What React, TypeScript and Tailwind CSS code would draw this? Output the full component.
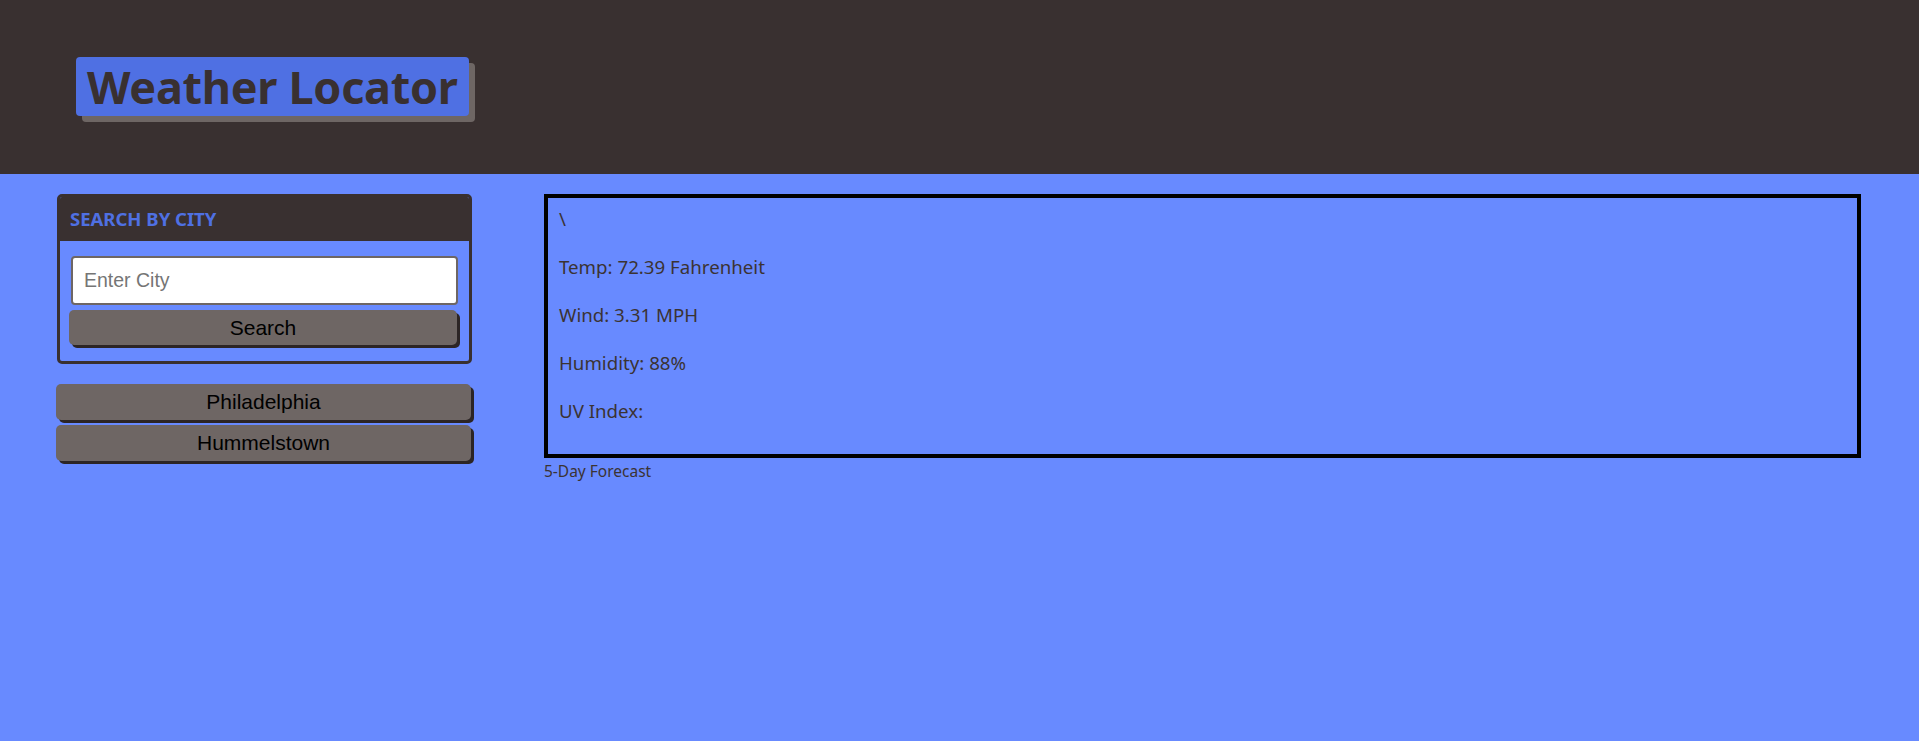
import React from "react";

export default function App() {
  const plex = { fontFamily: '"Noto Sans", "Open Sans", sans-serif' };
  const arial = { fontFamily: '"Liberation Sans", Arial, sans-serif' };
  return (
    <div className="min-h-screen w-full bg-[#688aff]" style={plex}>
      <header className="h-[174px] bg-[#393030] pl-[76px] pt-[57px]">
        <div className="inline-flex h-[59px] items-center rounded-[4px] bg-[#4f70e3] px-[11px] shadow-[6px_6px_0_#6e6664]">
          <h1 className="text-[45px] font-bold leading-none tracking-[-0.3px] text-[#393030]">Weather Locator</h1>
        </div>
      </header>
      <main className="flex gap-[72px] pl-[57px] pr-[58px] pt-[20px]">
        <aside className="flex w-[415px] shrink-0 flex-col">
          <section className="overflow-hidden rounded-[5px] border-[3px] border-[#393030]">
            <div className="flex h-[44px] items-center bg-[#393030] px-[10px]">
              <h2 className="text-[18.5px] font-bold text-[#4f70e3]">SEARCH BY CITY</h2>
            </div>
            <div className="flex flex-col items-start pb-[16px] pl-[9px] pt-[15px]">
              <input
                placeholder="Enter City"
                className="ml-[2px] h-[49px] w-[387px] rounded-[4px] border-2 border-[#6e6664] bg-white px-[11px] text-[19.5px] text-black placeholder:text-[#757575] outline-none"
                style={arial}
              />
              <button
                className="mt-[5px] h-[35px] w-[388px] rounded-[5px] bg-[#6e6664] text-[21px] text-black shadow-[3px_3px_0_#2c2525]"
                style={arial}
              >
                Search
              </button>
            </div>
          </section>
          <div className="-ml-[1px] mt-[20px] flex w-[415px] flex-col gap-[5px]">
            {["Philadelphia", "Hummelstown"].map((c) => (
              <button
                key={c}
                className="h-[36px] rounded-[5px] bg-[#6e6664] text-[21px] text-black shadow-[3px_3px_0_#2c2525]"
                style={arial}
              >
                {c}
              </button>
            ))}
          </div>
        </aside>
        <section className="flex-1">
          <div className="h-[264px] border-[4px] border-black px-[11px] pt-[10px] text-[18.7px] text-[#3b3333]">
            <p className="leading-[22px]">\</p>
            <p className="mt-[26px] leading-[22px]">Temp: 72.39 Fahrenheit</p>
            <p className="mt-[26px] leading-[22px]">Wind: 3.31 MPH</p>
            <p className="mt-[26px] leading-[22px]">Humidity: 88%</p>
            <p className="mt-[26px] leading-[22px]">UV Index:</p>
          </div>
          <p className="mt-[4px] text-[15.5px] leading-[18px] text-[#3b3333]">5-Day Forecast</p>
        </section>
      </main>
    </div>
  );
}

[WRITTEN INSTRUCTION] Print the whole listing above once more, word for word, without its pictures.

[REPLY]
What React, TypeScript and Tailwind CSS code would draw this? Output the full component.
import React from "react";

export default function App() {
  const plex = { fontFamily: '"Noto Sans", "Open Sans", sans-serif' };
  const arial = { fontFamily: '"Liberation Sans", Arial, sans-serif' };
  return (
    <div className="min-h-screen w-full bg-[#688aff]" style={plex}>
      <header className="h-[174px] bg-[#393030] pl-[76px] pt-[57px]">
        <div className="inline-flex h-[59px] items-center rounded-[4px] bg-[#4f70e3] px-[11px] shadow-[6px_6px_0_#6e6664]">
          <h1 className="text-[45px] font-bold leading-none tracking-[-0.3px] text-[#393030]">Weather Locator</h1>
        </div>
      </header>
      <main className="flex gap-[72px] pl-[57px] pr-[58px] pt-[20px]">
        <aside className="flex w-[415px] shrink-0 flex-col">
          <section className="overflow-hidden rounded-[5px] border-[3px] border-[#393030]">
            <div className="flex h-[44px] items-center bg-[#393030] px-[10px]">
              <h2 className="text-[18.5px] font-bold text-[#4f70e3]">SEARCH BY CITY</h2>
            </div>
            <div className="flex flex-col items-start pb-[16px] pl-[9px] pt-[15px]">
              <input
                placeholder="Enter City"
                className="ml-[2px] h-[49px] w-[387px] rounded-[4px] border-2 border-[#6e6664] bg-white px-[11px] text-[19.5px] text-black placeholder:text-[#757575] outline-none"
                style={arial}
              />
              <button
                className="mt-[5px] h-[35px] w-[388px] rounded-[5px] bg-[#6e6664] text-[21px] text-black shadow-[3px_3px_0_#2c2525]"
                style={arial}
              >
                Search
              </button>
            </div>
          </section>
          <div className="-ml-[1px] mt-[20px] flex w-[415px] flex-col gap-[5px]">
            {["Philadelphia", "Hummelstown"].map((c) => (
              <button
                key={c}
                className="h-[36px] rounded-[5px] bg-[#6e6664] text-[21px] text-black shadow-[3px_3px_0_#2c2525]"
                style={arial}
              >
                {c}
              </button>
            ))}
          </div>
        </aside>
        <section className="flex-1">
          <div className="h-[264px] border-[4px] border-black px-[11px] pt-[10px] text-[18.7px] text-[#3b3333]">
            <p className="leading-[22px]">\</p>
            <p className="mt-[26px] leading-[22px]">Temp: 72.39 Fahrenheit</p>
            <p className="mt-[26px] leading-[22px]">Wind: 3.31 MPH</p>
            <p className="mt-[26px] leading-[22px]">Humidity: 88%</p>
            <p className="mt-[26px] leading-[22px]">UV Index:</p>
          </div>
          <p className="mt-[4px] text-[15.5px] leading-[18px] text-[#3b3333]">5-Day Forecast</p>
        </section>
      </main>
    </div>
  );
}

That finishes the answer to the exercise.